Auch wenn sich die Band sicherlich nicht selbst kopiert, würde ich die Scheibe schon als typisch TIAMAT bezeichnen. Vielleicht hätte man zwischen den "Prey"-Songs selbst noch ein wenig mehr variieren können, denn diese ähneln einander doch relativ stark, wodurch die Platte doch etwas leicht Monotones bekommt. Dennoch haben die Schweden erneut faszinierende Ohrwürmer auf CD gebannt, deren Melodie man einfach nicht mehr aus dem Kopf bekommt. Solche Highlights sind z.B. das erotisch anmutende 'Carry Your Cross And I'll Carry Mine' und das peppige 'Light In Extension'. Auch der Singlehit 'Cain', das atmosphärisch-verträumte 'Divided' und das gitarrenlastige 'Clovenhoof' reihen sich in die mittlerweile ziemlich lange Liste großartiger Stücke aus der Feder von Edlund & Co. ein.

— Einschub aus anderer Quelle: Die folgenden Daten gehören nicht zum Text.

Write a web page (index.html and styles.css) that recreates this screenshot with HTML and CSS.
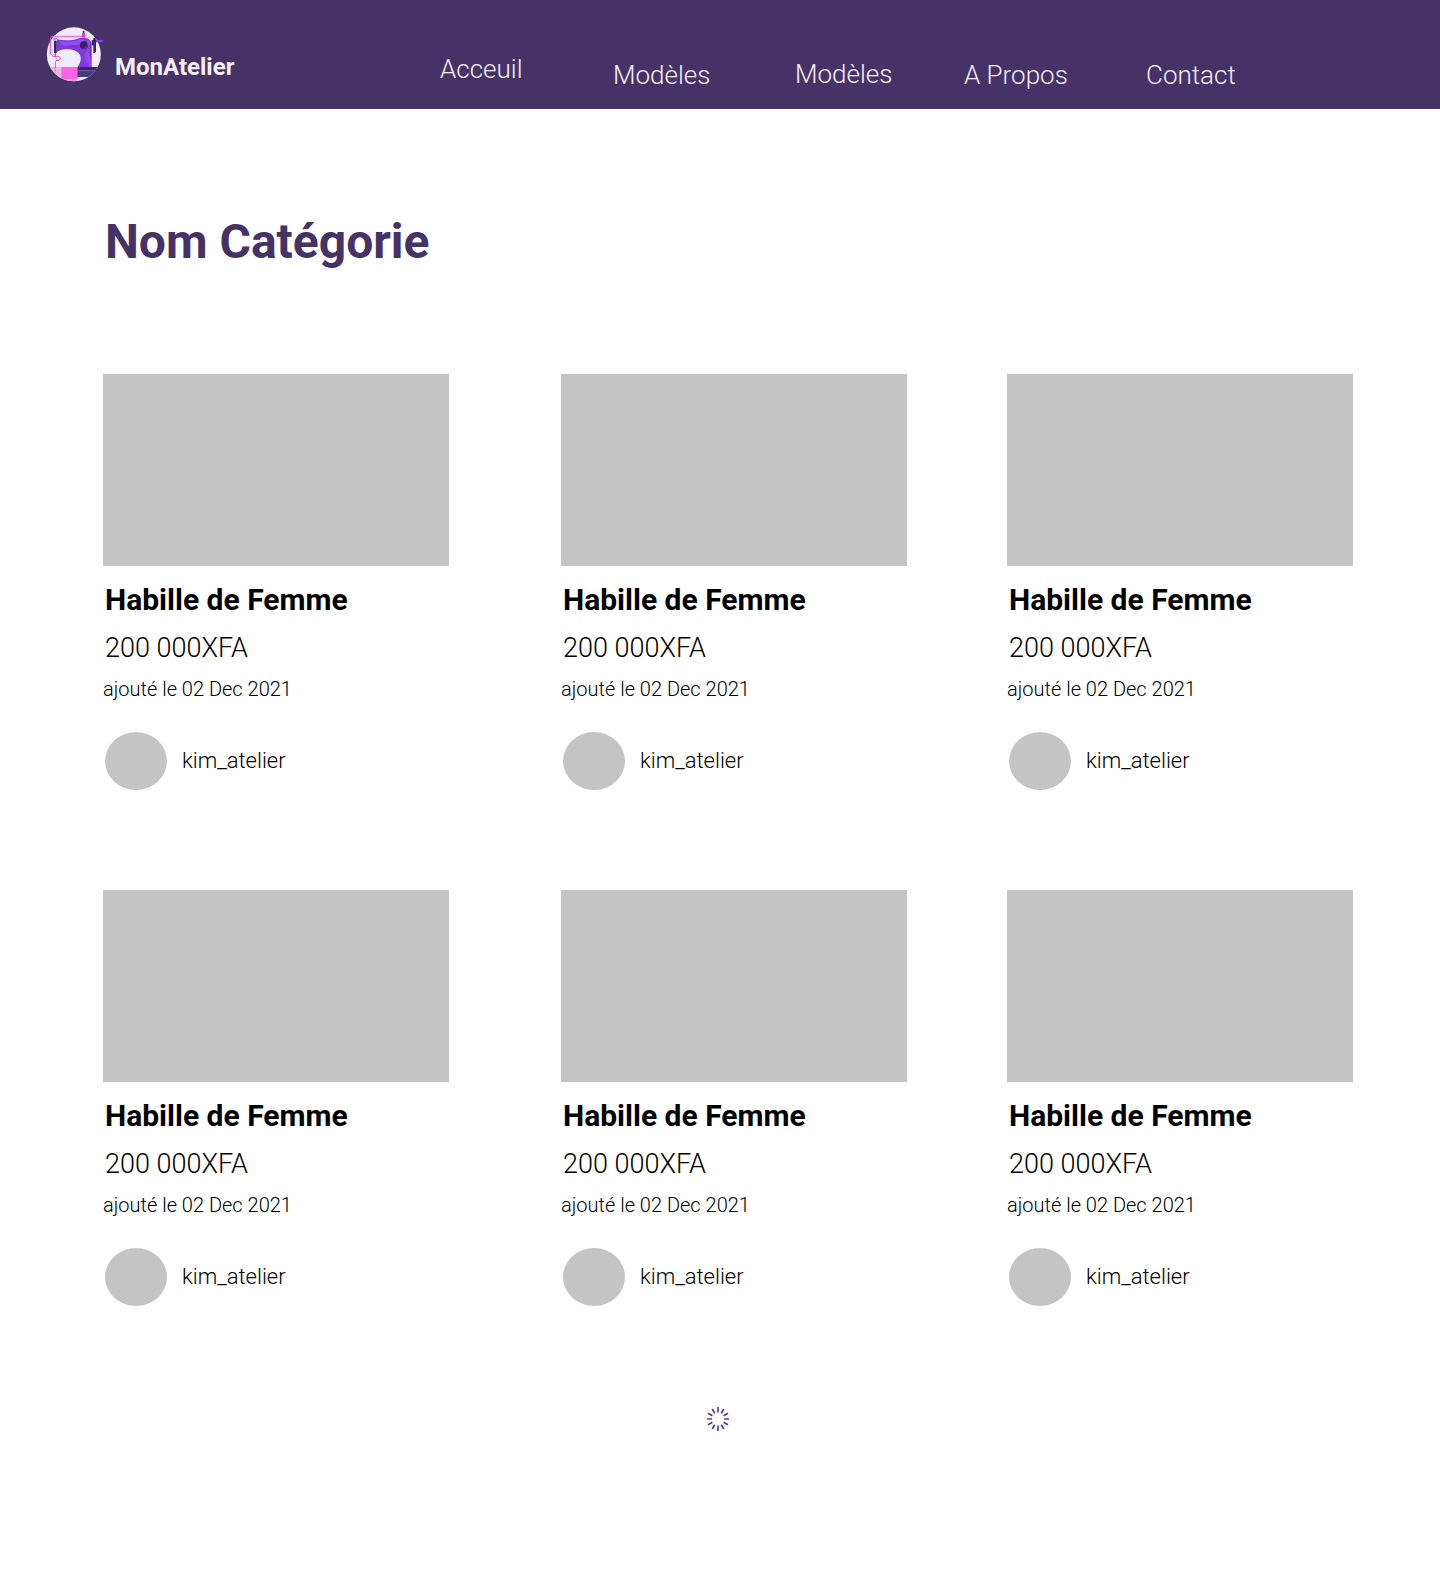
FILE: index.html
```html
<!DOCTYPE html>
<html lang="fr">
<head>
<meta charset="utf-8">
<title>MonAtelier</title>
<link rel="stylesheet" href="styles.css">
</head>
<body>
<header class="header">
  <a class="brand">
    <svg class="logo" viewBox="0 0 210 210" aria-hidden="true">
      <defs><clipPath id="disc"><circle cx="101.500" cy="103" r="81"/></clipPath></defs>
      <g clip-path="url(#disc)">
        <rect width="210" height="210" fill="#f0ebff"/>
        <path d="M30 141H81V190H30Z" fill="#efb3e3"/>
        <path d="M64 141H112V179H64Z" fill="#f765e6"/>
        <path d="M50 179H112V184H50Z" fill="#efa0e8"/>
        <path d="M112 141H185V151H112Z" fill="#3d2460"/>
        <path d="M112 151H185V171H112Z" fill="#453a85"/>
      </g>
      <path d="M50 58C75 63 102 62 120 54Q147 50 153 66V141H113Q126 121 121 107C111 85 77 86 61 91Q52 94 50 98Z" fill="#8038dc"/>
      <path d="M60 63C82 66 104 66 122 57Q134 54 138 62C119 62 127 77 99 75Q67 79 60 72Z" fill="#934af5"/>
      <path d="M140 56Q153 58 153 73V141H145V130Q132 127 134 107L144 83Z" fill="#9147f0"/>
      <path d="M148 75L155 67V141H152V116Q147 99 148 75Z" fill="#7130c5"/>
      <circle cx="131.500" cy="75.500" r="11.500" fill="#392057"/>
      <path d="M127 87L143 75Q142 87 131 87Z" fill="#493b88"/>
      <path d="M42 63H50V99H42Z" fill="#3e2360"/>
      <path d="M46 99V111" stroke="#70578d" stroke-width="3"/>
      <circle cx="45" cy="58" r="6" fill="#86afe9"/>
      <path d="M128 49H36Q31 50 31 57V95Q31 108 45 110Q62 108 61 116Q59 122 49 122Q45 123 46 134V143" fill="none" stroke="#f63fc9" stroke-width="3"/>
      <path d="M36 51H128" stroke="#f8a8e9" stroke-width="2"/>
      <path d="M131 33V40" stroke="#4a2866" stroke-width="5"/>
      <path d="M126 39H136V53H126Z" fill="#f333c3"/>
      <path d="M46 142V153" stroke="#f45bd4" stroke-width="3" stroke-dasharray="4 3"/>
      <path d="M155 60H165V76H155Z" fill="#3e2861"/>
      <path d="M160 55Q168 51 168 61V94Q167 101 160 98Z" fill="#3b2761"/>
      <path d="M168 60H189V67H168Z" fill="#8542df"/>
    </svg>
    <span class="brand-name">MonAtelier</span>
  </a>
  <nav class="nav">
    <a class="nav-link nav-home">Acceuil</a>
    <a class="nav-link nav-models">Modèles</a>
    <a class="nav-link nav-models-alt">Modèles</a>
    <a class="nav-link nav-about">A Propos</a>
    <a class="nav-link">Contact</a>
  </nav>
</header>
<main class="content">
  <h1 class="page-title">Nom Catégorie</h1>
  <section class="grid">
    <article class="card"><div class="photo"></div><h2 class="name">Habille de Femme</h2><p class="price">200 000XFA</p><p class="date">ajouté le 02 Dec 2021</p><div class="author"><span class="avatar"></span><span class="user">kim_atelier</span></div></article>
    <article class="card"><div class="photo"></div><h2 class="name">Habille de Femme</h2><p class="price">200 000XFA</p><p class="date">ajouté le 02 Dec 2021</p><div class="author"><span class="avatar"></span><span class="user">kim_atelier</span></div></article>
    <article class="card"><div class="photo"></div><h2 class="name">Habille de Femme</h2><p class="price">200 000XFA</p><p class="date">ajouté le 02 Dec 2021</p><div class="author"><span class="avatar"></span><span class="user">kim_atelier</span></div></article>
    <article class="card"><div class="photo"></div><h2 class="name">Habille de Femme</h2><p class="price">200 000XFA</p><p class="date">ajouté le 02 Dec 2021</p><div class="author"><span class="avatar"></span><span class="user">kim_atelier</span></div></article>
    <article class="card"><div class="photo"></div><h2 class="name">Habille de Femme</h2><p class="price">200 000XFA</p><p class="date">ajouté le 02 Dec 2021</p><div class="author"><span class="avatar"></span><span class="user">kim_atelier</span></div></article>
    <article class="card"><div class="photo"></div><h2 class="name">Habille de Femme</h2><p class="price">200 000XFA</p><p class="date">ajouté le 02 Dec 2021</p><div class="author"><span class="avatar"></span><span class="user">kim_atelier</span></div></article>
  </section>
  <svg class="spinner" viewBox="-12 -12 24 24" aria-label="Chargement">
    <g stroke="#57329f" stroke-width="1.700">
      <path d="M0-12V-6.500M0 6.500V12M-11-0H-6M6 0H11" stroke="#6039b8"/>
      <path d="M0-11.500V-6.500M0 6.500V11.500" transform="rotate(30)"/>
      <path d="M0-11.500V-6.500M0 6.500V11.500" transform="rotate(60)"/>
      <path d="M0-11.500V-6.500M0 6.500V11.500" transform="rotate(120)"/>
      <path d="M0-11.500V-6.500M0 6.500V11.500" transform="rotate(150)"/>
    </g>
  </svg>
</main>
</body>
</html>
```
FILE: styles.css
```css
* { box-sizing: border-box; }

body {
  margin: 0;
  min-height: 1588px;
  background: #fff;
  color: #000;
  font-family: Roboto, sans-serif;
  font-weight: 300;
}

h1, h2, p { margin: 0; }

.header {
  display: flex;
  height: 109px;
  padding: 20px 0 0 40px;
  background: #453267;
  color: #f5effa;
}

.brand { display: flex; width: 400px; gap: 5px; }
.logo { width: 70px; height: 70px; flex: none; }
.brand-name { margin-top: 33px; font-size: 24px; line-height: 28px; font-weight: 700; }

.nav { display: flex; align-items: flex-start; padding-top: 40px; }
.nav-link { font-size: 26px; line-height: 30px; white-space: nowrap; }
.nav-home { width: 173px; margin-top: -6px; }
.nav-models { width: 182px; }
.nav-models-alt { width: 169px; margin-top: -1px; }
.nav-about { width: 182px; }

.content { padding: 105px 0 0 103px; }

.page-title {
  padding-left: 2px;
  color: #453267;
  font-size: 48px;
  line-height: 56px;
  font-weight: 700;
}

.grid {
  display: grid;
  grid-template-columns: 458px 446px 346px;
  row-gap: 100px;
  margin-top: 104px;
}

.photo { width: 346px; height: 192px; background: #c4c4c4; }
.name { margin-top: 16px; padding-left: 2px; font-size: 30px; line-height: 36px; font-weight: 700; }
.price { margin-top: 14px; padding-left: 2px; font-size: 27px; line-height: 32px; }
.date { margin-top: 13px; font-size: 20px; line-height: 24px; }
.author { display: flex; gap: 15px; height: 58px; margin-top: 31px; padding-left: 2px; }
.avatar { width: 62px; height: 58px; border-radius: 50%; background: #c4c4c4; }
.user { margin-top: 15px; font-size: 22px; line-height: 27px; }

.spinner { display: block; width: 24px; height: 24px; margin: 101px 0 0 603px; }
```
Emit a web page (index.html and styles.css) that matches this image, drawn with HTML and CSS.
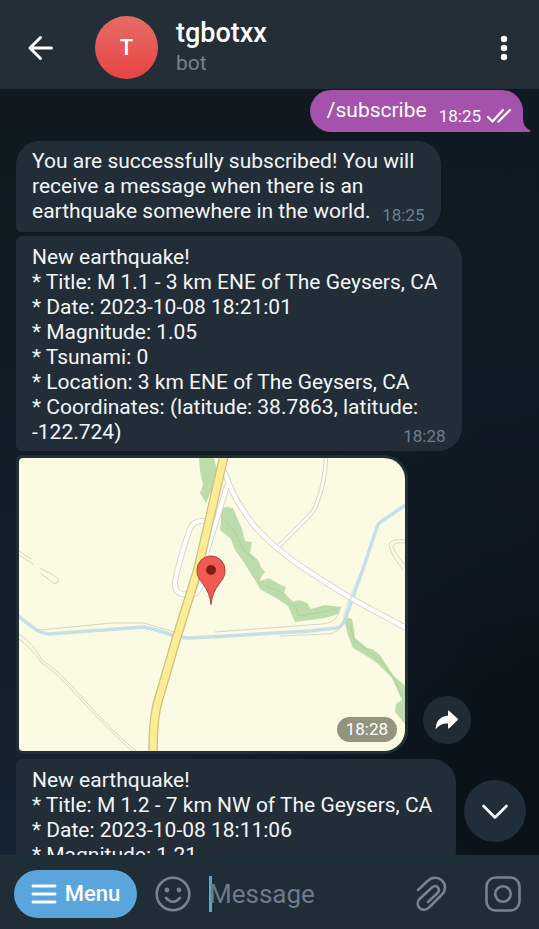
FILE: index.html
```html
<!DOCTYPE html>
<html lang="en">
<head>
<meta charset="utf-8">
<meta name="viewport" content="width=device-width, initial-scale=1">
<title>tgbotxx</title>
<link rel="stylesheet" href="styles.css">
</head>
<body>
<div class="app">
  <header class="topbar">
    <button class="icon-btn back" aria-label="Back">
      <svg width="28" height="28" viewBox="0 0 28 28" fill="none" stroke="#fff" stroke-width="3" stroke-linecap="round" stroke-linejoin="round"><path d="M25.500 14H4M14.500 3.500L4 14l10.500 10.500"/></svg>
    </button>
    <div class="avatar">T</div>
    <div class="peer">
      <h1 class="peer-name">tgbotxx</h1>
      <p class="peer-status">bot</p>
    </div>
    <button class="icon-btn" aria-label="More options">
      <svg width="24" height="28" viewBox="0 0 24 28" fill="#fff"><circle cx="12" cy="5" r="3.200"/><circle cx="12" cy="14" r="3.200"/><circle cx="12" cy="23" r="3.200"/></svg>
    </button>
  </header>

  <main class="chat">
    <article class="bubble out">
      <p class="out-text">/subscribe</p>
      <span class="out-meta"><time>18:25</time>
        <svg width="26" height="16" viewBox="0 0 26 16" fill="none" stroke="#fff" stroke-width="2.200" stroke-linecap="round" stroke-linejoin="round"><path d="M2 9l4.500 4.500L17 2M12.500 13.500L24 2"/></svg>
      </span>
      <svg class="tail" width="9" height="24" viewBox="0 0 9 24" fill="#a452ac"><path d="M0 0c1 0 1 4 1 9c0 7 2 11 7 13c1 1 .5 2-1 2H0z"/></svg>
    </article>

    <article class="bubble in first">
      <p class="text">You are successfully subscribed! You will<br>receive a message when there is an<br>earthquake somewhere in the world.<span class="time-room"></span></p>
      <time class="time">18:25</time>
    </article>

    <article class="bubble in">
      <p class="text">New earthquake!<br>* Title: M 1.1 - 3 km ENE of The Geysers, CA<br>* Date: 2023-10-08 18:21:01<br>* Magnitude: 1.05<br>* Tsunami: 0<br>* Location: 3 km ENE of The Geysers, CA<br>* Coordinates: (latitude: 38.7863, latitude:<br>-122.724)</p>
      <time class="time">18:28</time>
    </article>

    <div class="map-row">
      <article class="map-card">
        <svg class="map" viewBox="19 458 386 293" role="img" aria-label="Map of the earthquake location" fill="none" stroke-linejoin="round" stroke-linecap="round">
          <rect x="19" y="458" width="386" height="293" fill="#fbfae3"/>
          <g fill="#bddcab">
            <path d="M199 458h15l4 17-12 28-6-10 3-8-3-14z"/>
            <path d="M221 508l6-1 6 1 5 12 4 9 3 12 7 1-2 11 8 7 3 7 4 5-4 5-1 4 9-3 10 6 7 3-2 6 8 9 7-2 8 3 4 6 14-4 16 2-3 7-13 4-30 4-7-16-12-8-16-9-3-6-6-9-8-13-8-11-4-11-11-9 1-9z"/>
            <path d="M345 617l7 2 2 10 1 9 12 10 5 1 8 6 13 20 12 11v38l-10-12 1-8 6-4-10-22-15-15-12-8-12-7-5-13-3-12z"/>
          </g>
          <g stroke="#9fcb96" stroke-width="1" opacity=".6">
            <path d="M225 520l10 12 8 17 11 11M265 586l19 7 9 9 6 14 18-3 20-4M350 625l4 15 16 12 13 12 12 16 7 16"/>
          </g>
          <path d="M18 616l13 10q8 7 18 8l94-7q12 2 26 7 8 3 19 4l22-1 100-6 26-3q6-1 9-8l18-51 14-42q1-4 5-6l25-17" stroke="#c8dfea" stroke-width="3.500"/>
          <g stroke="#d4d4c8" stroke-width="1">
            <path d="M36 629q7 2 14 0l62-6h32l30 9M215 632l107-8q11-1 16-9l3-8M280 636l46-2q12 0 16-10l6-11"/>
            <path d="M19 551l12 8M19 555l14 9M40 568l13 7q8 4 4 8-3 2-6-2l-11-8"/>
            <path d="M19 634q14 9 23 26 14 9 28 24l26 29q24 25 40 38M19 639q12 9 22 23 16 12 28 25l27 29q20 21 36 35"/>
            <path d="M405 540q-15-2-16 5 2 10 14 25M405 543q-11-1-12 3 1 6 12 19"/>
          </g>
          <path d="M326 457q-1 25-8 43-2 9-10 17l-31 31" stroke="#d4d4c8" stroke-width="4.500"/>
          <path d="M326 457q-1 25-8 43-2 9-10 17l-31 31" stroke="#fffef4" stroke-width="2.500"/>
          <g stroke="#d8d8ce" stroke-width="6">
            <path d="M225 473q9 28 31 55 20 21 43 37 30 20 55 35l54 29"/>
            <path d="M227 486l-20 65-6 34q-4 11-11 10l-8-1q-8-2-7-13 7-31 15-52 3-9 15-8"/>
          </g>
          <g stroke="#fff" stroke-width="4">
            <path d="M225 473q9 28 31 55 20 21 43 37 30 20 55 35l54 29"/>
            <path d="M227 486l-20 65-6 34q-4 11-11 10l-8-1q-8-2-7-13 7-31 15-52 3-9 15-8"/>
          </g>
          <path d="M358 580l-10 25-4 12" stroke="#c8dfea" stroke-width="3" opacity=".6"/>
          <path d="M224 456l-26 113-23 74q-7 25-16 55-6 18-6 55" stroke="#cfc07b" stroke-width="9.500"/>
          <path d="M224 456l-26 113-23 74q-7 25-16 55-6 18-6 55" stroke="#fbed96" stroke-width="7"/>
          <path d="M211 604q-1-11-8-20c-4-5-6-8-6-14a14 14 0 0 1 28 0c0 6-2 9-6 14q-7 9-8 20z" fill="#ee5b50" stroke="#b83c34" stroke-width="1"/>
          <circle cx="211" cy="570" r="5" fill="#851c18"/>
        </svg>
        <time class="map-time">18:28</time>
      </article>
      <button class="forward" aria-label="Forward">
        <svg width="24" height="20" viewBox="0 0 24 20" fill="#fff"><path d="M13 1.500q0-1.500 1.200-.500l8.300 7.500q1 .9 0 1.800l-8.300 8q-1.200 1-1.200-.500v-4.300C8 13.200 4.500 14.500 1.500 18.500q-.9 1-.8-.5C1.300 10.500 6 6.300 13 5.600z"/></svg>
      </button>
    </div>

    <article class="bubble in">
      <p class="text">New earthquake!<br>* Title: M 1.2 - 7 km NW of The Geysers, CA<br>* Date: 2023-10-08 18:11:06<br>* Magnitude: 1.21</p>
    </article>

    <button class="to-bottom" aria-label="Scroll to bottom">
      <svg width="28" height="18" viewBox="0 0 28 18" fill="none" stroke="#fff" stroke-width="2.600" stroke-linecap="round" stroke-linejoin="round"><path d="M2.500 4L14 15.500 25.500 4"/></svg>
    </button>
  </main>

  <footer class="composer">
    <button class="menu">
      <svg width="26" height="20" viewBox="0 0 26 20" stroke="#fff" stroke-width="2.800" stroke-linecap="round"><path d="M2 2h22M2 10h22M2 18h22"/></svg>
      Menu
    </button>
    <button class="icon-btn" aria-label="Emoji">
      <svg width="36" height="36" viewBox="0 0 36 36" fill="none" stroke="#74838e" stroke-width="2.600" stroke-linecap="round"><circle cx="18" cy="18" r="16.300"/><path d="M11 22q7 7.500 14 0"/><g fill="#74838e" stroke="none"><circle cx="12" cy="14" r="2.400"/><circle cx="24" cy="14" r="2.400"/></g></svg>
    </button>
    <div class="field">
      <span class="caret"></span>
      <input class="input" type="text" placeholder="Message" aria-label="Message">
    </div>
    <button class="icon-btn" aria-label="Attach file">
      <svg width="34" height="36" viewBox="0 0 34 36" fill="none" stroke="#74838e" stroke-width="2.600" stroke-linecap="round" stroke-linejoin="round"><path d="M3 14L12 5.500C17 .5 23 .8 27 4.500s4 9.500 0 14L14.500 31C11.500 34.500 7 34.500 4.500 32s-2.500-6.500.5-9.500L17 11.500c2-2 4.500-2 6 0s1.200 3.800-.5 5.500L13 26"/></svg>
    </button>
    <button class="icon-btn" aria-label="Camera">
      <svg width="36" height="36" viewBox="0 0 36 36" fill="none" stroke="#74838e" stroke-width="2.600"><rect x="1.500" y="1.500" width="33" height="33" rx="9"/><circle cx="18" cy="18" r="7.800"/></svg>
    </button>
  </footer>
</div>
</body>
</html>
```
FILE: styles.css
```css
* {
  box-sizing: border-box;
}

body,
h1,
p {
  margin: 0;
}

body {
  font-family: Roboto, "Liberation Sans", sans-serif;
  color: #f3f6f8;
  background: #101a24;
}

button {
  border: 0;
  padding: 0;
  background: none;
  font: inherit;
  color: inherit;
}

svg {
  display: block;
}

.app {
  display: flex;
  flex-direction: column;
  height: 100vh;
}

.topbar {
  display: flex;
  align-items: center;
  flex: none;
  height: 89px;
  padding: 6px 23px 0 26px;
  background: #232e36;
}

.icon-btn {
  display: flex;
  flex: none;
}

.avatar {
  display: flex;
  align-items: center;
  justify-content: center;
  width: 63px;
  height: 63px;
  margin: 0 18px 0 41px;
  border-radius: 50%;
  background: linear-gradient(#e56c66, #e84444);
  color: #fff;
  font-size: 22px;
  font-weight: 500;
}

.peer {
  flex: 1;
}

.peer-name {
  padding-top: 1px;
  font-size: 27px;
  font-weight: 500;
  line-height: 30px;
  color: #fff;
}

.peer-status {
  font-size: 21px;
  line-height: 30px;
  color: #73828c;
}

.chat {
  position: relative;
  display: flex;
  flex: 1;
  flex-direction: column;
  align-items: flex-start;
  gap: 4px;
  min-height: 0;
  overflow: hidden;
  padding: 1px 16px 0;
  background:
    radial-gradient(circle at 100% 90%, #091016, transparent 45%),
    linear-gradient(100deg, transparent 60%, #101a24),
    linear-gradient(#0f191f, #111c26 50%, #142332);
}

.bubble {
  flex: none;
  font-size: 21px;
  line-height: 25px;
}

.in {
  display: grid;
  padding: 9px 16px 6px;
  border-radius: 6px 24px 24px 6px;
  background: #222d38;
}

.first {
  margin-top: 5px;
  padding: 8px 16px;
  border-top-left-radius: 24px;
}

.text,
.time {
  grid-area: 1 / 1;
}

.text {
  padding-right: 8px;
  white-space: nowrap;
}

.time {
  align-self: end;
  justify-self: end;
  font-size: 17px;
  line-height: 18px;
  color: #6f7f8b;
}

.time-room {
  display: inline-block;
  width: 46px;
}

.out {
  position: relative;
  display: flex;
  gap: 12px;
  align-self: flex-end;
  height: 42px;
  padding: 8px 11px 0 17px;
  border-radius: 21px 21px 0 21px;
  background: #a452ac;
  color: #fff;
}

.out-meta {
  display: flex;
  align-items: center;
  gap: 5px;
  height: 36px;
  font-size: 17px;
}

.tail {
  position: absolute;
  right: -8px;
  bottom: 0;
}

.map-row {
  display: flex;
  flex: none;
  align-items: flex-end;
  gap: 15px;
  margin-bottom: 1px;
}

.map-card {
  position: relative;
  padding: 3px;
  border-radius: 6px 24px 24px 6px;
  background: #222d38;
}

.map {
  width: 386px;
  max-width: 100%;
  border-radius: 4px 21px 21px 4px;
}

.map-time {
  position: absolute;
  right: 11px;
  bottom: 12px;
  padding: 0 9px;
  border-radius: 13px;
  background: #92947f;
  color: #fff;
  font-size: 17px;
  line-height: 25px;
}

.forward,
.to-bottom {
  display: flex;
  align-items: center;
  justify-content: center;
  border-radius: 50%;
}

.forward {
  width: 48px;
  height: 48px;
  margin-bottom: 10px;
  background: #202b34;
}

.to-bottom {
  position: absolute;
  right: 13px;
  bottom: 13px;
  width: 62px;
  height: 62px;
  background: #202e39;
}

.composer {
  display: flex;
  align-items: center;
  flex: none;
  gap: 18px;
  height: 74px;
  padding: 3px 18px 0 14px;
  background: #1f2d37;
}

.menu {
  display: flex;
  align-items: center;
  justify-content: center;
  flex: none;
  gap: 8px;
  width: 123px;
  height: 48px;
  border-radius: 24px;
  background: #5aa5dc;
  color: #fff;
  font-size: 22px;
  font-weight: 500;
}

.field {
  display: flex;
  align-items: center;
  flex: 1;
  min-width: 0;
}

.caret {
  flex: none;
  width: 3px;
  height: 36px;
  margin-right: -3px;
  background: #5aa5dc;
}

.input {
  flex: 1;
  min-width: 0;
  padding: 0;
  border: 0;
  outline: 0;
  background: none;
  color: #fff;
  font: inherit;
  font-size: 26px;
}

.input::placeholder {
  color: #6c7b86;
  opacity: 1;
}

.composer .icon-btn:last-child {
  margin-left: 18px;
}
```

Neben den starken Songs gibt es zwar auch etwas Durchschnitt (gemessen am TIAMAT-Niveau wohlgemerkt), aber einen Totalausfall sucht man vergebens. Allerdings macht man wie schon auf der letzten Scheibe den Fehler, das Album mit sehr langsamen und getragenen, aber leider auch recht simplen Balladen ('Nihil', 'The Pentagram') ausklingen zu lassen, was nach einiger Zeit einen leichten Gähn-Effekt nach sich zieht.
Bei den beiden Songs 'Divided' und 'Carry Your Cross And I'll Carry Mine' singt Johan Edlund mit einer weiblichen Stimme im Duett, wobei er bei letzterem Stück dieser ganz klar das Zepter in die Hand gibt und sich mit seinen Vocals dezent im Hintergrund aufhält. Massentaugliche und fast poppige Kompositionen im Stile von 'Vote For Love' vom Vorgängeralbum "Judas Christ" gibt es auch auf "Prey" wieder, es sei hier vor allem auf 'Cain' (nicht überraschend die erste Singleauskopplung) verwiesen.
Es steht allerdings auch außer Frage - einfach mal schnörkellos losgerockt wird kaum noch, die atmosphärischen und traurigen Momente sind stets präsent und dominieren die Scheibe klar. So klingt der Beginn von dem Song 'Prey' fast 1:1 nach dem Titeltrack von "A Deeper Kind Of Slumber"(1997), dem ruhigsten, aber auch experimentellsten TIAMAT-Album aller Zeiten. Auch "Prey" würde ich als ziemlich verträumte Scheibe bezeichnen, von experimentellem Charakter ist sie aber meilenweit entfernt.
Deshalb werden TIAMAT mit dieser Scheibe sicherlich niemanden wirklich überraschen, der die letzten beiden Alben "Skeleton Skeletron" und "Judas Christ" kennt. Das gilt einerseits natürlich für die stilistische Ausrichtung der Band, andererseits aber auch für die saustarke, eingängige und zumeist richtig fesselnde Musik der Schweden. Wer das Kapitel TIAMAT nicht nach "Wildhoney" (1994) für sich abgehakt hat, für den dürfte "Prey" auf alle Fälle lohnenswert sein. Sehr empfehlenswert!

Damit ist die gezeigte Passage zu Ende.